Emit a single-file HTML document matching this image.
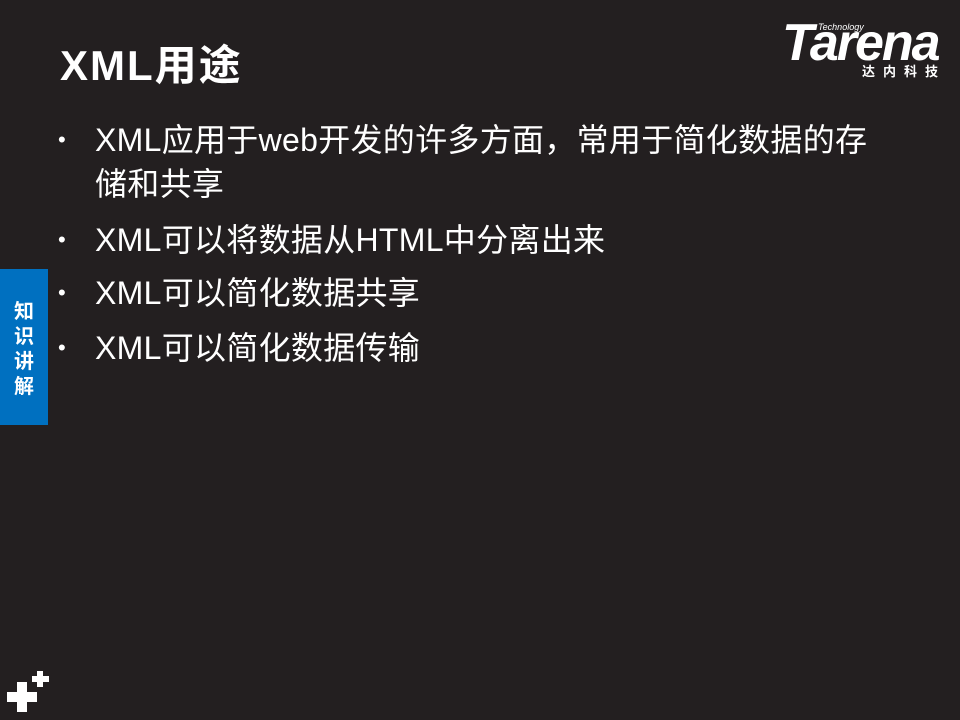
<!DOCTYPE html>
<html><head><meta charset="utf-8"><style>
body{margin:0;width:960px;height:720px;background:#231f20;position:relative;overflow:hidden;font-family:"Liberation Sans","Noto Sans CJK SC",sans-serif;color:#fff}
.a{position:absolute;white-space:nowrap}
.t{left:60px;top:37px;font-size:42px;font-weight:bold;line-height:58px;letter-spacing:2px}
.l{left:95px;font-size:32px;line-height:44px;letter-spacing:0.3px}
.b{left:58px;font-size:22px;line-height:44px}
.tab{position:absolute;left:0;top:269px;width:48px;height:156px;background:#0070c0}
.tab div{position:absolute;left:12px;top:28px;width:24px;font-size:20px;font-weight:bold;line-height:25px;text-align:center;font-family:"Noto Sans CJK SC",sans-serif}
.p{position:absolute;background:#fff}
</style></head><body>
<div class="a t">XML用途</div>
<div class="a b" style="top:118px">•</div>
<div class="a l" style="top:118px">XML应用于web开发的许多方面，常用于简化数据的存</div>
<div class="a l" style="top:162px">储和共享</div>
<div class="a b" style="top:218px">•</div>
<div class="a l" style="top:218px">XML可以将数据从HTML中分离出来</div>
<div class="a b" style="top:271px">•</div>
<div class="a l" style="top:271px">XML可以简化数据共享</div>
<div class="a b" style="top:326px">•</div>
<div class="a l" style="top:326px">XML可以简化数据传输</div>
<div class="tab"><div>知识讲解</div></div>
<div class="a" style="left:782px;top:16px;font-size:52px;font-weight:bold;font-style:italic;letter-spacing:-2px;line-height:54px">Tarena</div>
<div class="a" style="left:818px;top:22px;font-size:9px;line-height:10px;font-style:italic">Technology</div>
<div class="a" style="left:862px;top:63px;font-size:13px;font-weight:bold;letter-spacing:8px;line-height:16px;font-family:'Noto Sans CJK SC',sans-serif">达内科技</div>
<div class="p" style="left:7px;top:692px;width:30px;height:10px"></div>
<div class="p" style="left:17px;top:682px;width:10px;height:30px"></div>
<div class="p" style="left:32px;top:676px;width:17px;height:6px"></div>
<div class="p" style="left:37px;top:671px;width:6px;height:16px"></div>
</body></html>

**WHAT IS REQUIRED**
Leave out all pictures, then copy the remaining material exactly.

**COMPLETE ANSWER**
Emit a single-file HTML document matching this image.
<!DOCTYPE html>
<html><head><meta charset="utf-8"><style>
body{margin:0;width:960px;height:720px;background:#231f20;position:relative;overflow:hidden;font-family:"Liberation Sans","Noto Sans CJK SC",sans-serif;color:#fff}
.a{position:absolute;white-space:nowrap}
.t{left:60px;top:37px;font-size:42px;font-weight:bold;line-height:58px;letter-spacing:2px}
.l{left:95px;font-size:32px;line-height:44px;letter-spacing:0.3px}
.b{left:58px;font-size:22px;line-height:44px}
.tab{position:absolute;left:0;top:269px;width:48px;height:156px;background:#0070c0}
.tab div{position:absolute;left:12px;top:28px;width:24px;font-size:20px;font-weight:bold;line-height:25px;text-align:center;font-family:"Noto Sans CJK SC",sans-serif}
.p{position:absolute;background:#fff}
</style></head><body>
<div class="a t">XML用途</div>
<div class="a b" style="top:118px">•</div>
<div class="a l" style="top:118px">XML应用于web开发的许多方面，常用于简化数据的存</div>
<div class="a l" style="top:162px">储和共享</div>
<div class="a b" style="top:218px">•</div>
<div class="a l" style="top:218px">XML可以将数据从HTML中分离出来</div>
<div class="a b" style="top:271px">•</div>
<div class="a l" style="top:271px">XML可以简化数据共享</div>
<div class="a b" style="top:326px">•</div>
<div class="a l" style="top:326px">XML可以简化数据传输</div>
<div class="tab"><div>知识讲解</div></div>
<div class="a" style="left:782px;top:16px;font-size:52px;font-weight:bold;font-style:italic;letter-spacing:-2px;line-height:54px">Tarena</div>
<div class="a" style="left:818px;top:22px;font-size:9px;line-height:10px;font-style:italic">Technology</div>
<div class="a" style="left:862px;top:63px;font-size:13px;font-weight:bold;letter-spacing:8px;line-height:16px;font-family:'Noto Sans CJK SC',sans-serif">达内科技</div>
<div class="p" style="left:7px;top:692px;width:30px;height:10px"></div>
<div class="p" style="left:17px;top:682px;width:10px;height:30px"></div>
<div class="p" style="left:32px;top:676px;width:17px;height:6px"></div>
<div class="p" style="left:37px;top:671px;width:6px;height:16px"></div>
</body></html>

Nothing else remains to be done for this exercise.